# Goal
From the first line of the data below through the line holding "</card-grid>", output each line exactly and leave the pictures out.
####
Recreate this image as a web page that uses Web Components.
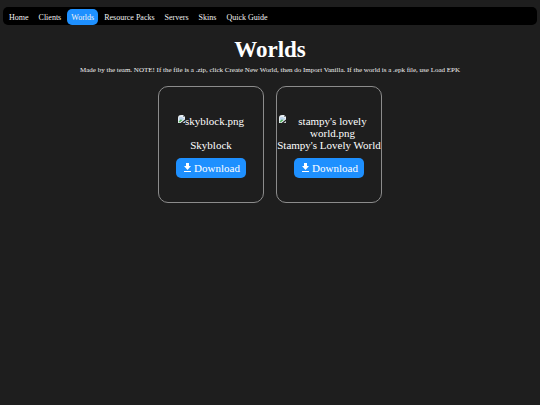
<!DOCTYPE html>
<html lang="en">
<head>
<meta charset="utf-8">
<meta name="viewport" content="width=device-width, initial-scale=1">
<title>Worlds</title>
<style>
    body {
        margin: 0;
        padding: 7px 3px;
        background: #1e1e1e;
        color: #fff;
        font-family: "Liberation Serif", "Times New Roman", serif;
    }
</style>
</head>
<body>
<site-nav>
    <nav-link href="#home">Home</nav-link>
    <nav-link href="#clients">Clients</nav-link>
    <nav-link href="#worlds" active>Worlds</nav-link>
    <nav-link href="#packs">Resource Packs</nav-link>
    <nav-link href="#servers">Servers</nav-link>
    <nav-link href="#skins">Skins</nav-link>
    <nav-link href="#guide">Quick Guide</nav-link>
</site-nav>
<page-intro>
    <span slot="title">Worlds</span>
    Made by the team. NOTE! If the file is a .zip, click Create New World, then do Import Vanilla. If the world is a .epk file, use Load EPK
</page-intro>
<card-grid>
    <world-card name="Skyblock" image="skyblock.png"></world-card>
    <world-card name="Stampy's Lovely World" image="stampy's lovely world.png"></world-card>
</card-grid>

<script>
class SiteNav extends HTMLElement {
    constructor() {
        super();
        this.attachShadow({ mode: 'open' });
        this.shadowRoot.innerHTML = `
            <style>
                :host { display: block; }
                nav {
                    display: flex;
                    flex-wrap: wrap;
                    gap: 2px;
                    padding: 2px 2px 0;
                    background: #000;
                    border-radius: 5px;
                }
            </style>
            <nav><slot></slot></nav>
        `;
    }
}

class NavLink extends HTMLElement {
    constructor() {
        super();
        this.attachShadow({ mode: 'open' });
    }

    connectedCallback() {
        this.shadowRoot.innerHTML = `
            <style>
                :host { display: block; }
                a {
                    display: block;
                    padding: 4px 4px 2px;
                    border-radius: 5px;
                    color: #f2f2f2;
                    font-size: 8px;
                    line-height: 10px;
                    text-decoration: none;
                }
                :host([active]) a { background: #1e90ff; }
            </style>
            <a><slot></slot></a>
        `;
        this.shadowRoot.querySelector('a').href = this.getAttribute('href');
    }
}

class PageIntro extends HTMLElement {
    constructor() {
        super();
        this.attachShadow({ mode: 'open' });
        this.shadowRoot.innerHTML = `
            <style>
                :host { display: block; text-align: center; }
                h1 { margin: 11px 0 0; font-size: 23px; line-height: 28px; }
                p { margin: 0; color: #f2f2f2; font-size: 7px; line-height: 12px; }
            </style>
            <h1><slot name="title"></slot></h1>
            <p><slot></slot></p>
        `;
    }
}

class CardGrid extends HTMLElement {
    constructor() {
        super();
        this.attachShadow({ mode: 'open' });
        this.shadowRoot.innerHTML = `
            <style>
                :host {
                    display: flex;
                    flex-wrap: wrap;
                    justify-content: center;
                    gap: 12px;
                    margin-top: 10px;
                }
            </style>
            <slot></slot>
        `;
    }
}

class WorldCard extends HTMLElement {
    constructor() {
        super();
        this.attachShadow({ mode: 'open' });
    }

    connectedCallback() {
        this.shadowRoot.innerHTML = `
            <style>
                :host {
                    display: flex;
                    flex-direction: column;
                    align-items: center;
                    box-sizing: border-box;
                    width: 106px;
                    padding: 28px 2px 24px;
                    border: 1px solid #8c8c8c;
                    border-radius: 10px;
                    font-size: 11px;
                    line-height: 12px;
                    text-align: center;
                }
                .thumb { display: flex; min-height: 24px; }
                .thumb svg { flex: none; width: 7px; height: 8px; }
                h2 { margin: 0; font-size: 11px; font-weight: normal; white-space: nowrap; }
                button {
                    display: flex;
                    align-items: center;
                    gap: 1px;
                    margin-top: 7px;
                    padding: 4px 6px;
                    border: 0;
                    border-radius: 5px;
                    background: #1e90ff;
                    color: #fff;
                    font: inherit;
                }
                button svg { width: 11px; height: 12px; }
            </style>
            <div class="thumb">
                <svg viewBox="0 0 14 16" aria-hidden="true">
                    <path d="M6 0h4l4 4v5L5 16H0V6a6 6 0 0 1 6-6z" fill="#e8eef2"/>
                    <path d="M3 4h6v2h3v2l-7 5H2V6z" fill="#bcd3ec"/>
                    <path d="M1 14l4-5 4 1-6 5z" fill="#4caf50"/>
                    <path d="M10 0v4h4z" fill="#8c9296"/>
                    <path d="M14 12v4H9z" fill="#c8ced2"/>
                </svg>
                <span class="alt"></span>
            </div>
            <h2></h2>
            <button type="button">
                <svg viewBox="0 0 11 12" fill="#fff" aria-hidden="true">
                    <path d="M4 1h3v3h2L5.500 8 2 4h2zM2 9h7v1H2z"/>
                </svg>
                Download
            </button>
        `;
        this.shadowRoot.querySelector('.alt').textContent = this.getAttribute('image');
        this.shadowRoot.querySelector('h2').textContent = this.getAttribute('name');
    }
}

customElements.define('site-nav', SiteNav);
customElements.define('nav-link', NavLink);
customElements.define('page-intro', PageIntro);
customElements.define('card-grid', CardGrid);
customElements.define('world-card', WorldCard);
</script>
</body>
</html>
####
# Solution for this problem
Recreate this image as a web page that uses Web Components.
<!DOCTYPE html>
<html lang="en">
<head>
<meta charset="utf-8">
<meta name="viewport" content="width=device-width, initial-scale=1">
<title>Worlds</title>
<style>
    body {
        margin: 0;
        padding: 7px 3px;
        background: #1e1e1e;
        color: #fff;
        font-family: "Liberation Serif", "Times New Roman", serif;
    }
</style>
</head>
<body>
<site-nav>
    <nav-link href="#home">Home</nav-link>
    <nav-link href="#clients">Clients</nav-link>
    <nav-link href="#worlds" active>Worlds</nav-link>
    <nav-link href="#packs">Resource Packs</nav-link>
    <nav-link href="#servers">Servers</nav-link>
    <nav-link href="#skins">Skins</nav-link>
    <nav-link href="#guide">Quick Guide</nav-link>
</site-nav>
<page-intro>
    <span slot="title">Worlds</span>
    Made by the team. NOTE! If the file is a .zip, click Create New World, then do Import Vanilla. If the world is a .epk file, use Load EPK
</page-intro>
<card-grid>
    <world-card name="Skyblock" image="skyblock.png"></world-card>
    <world-card name="Stampy's Lovely World" image="stampy's lovely world.png"></world-card>
</card-grid>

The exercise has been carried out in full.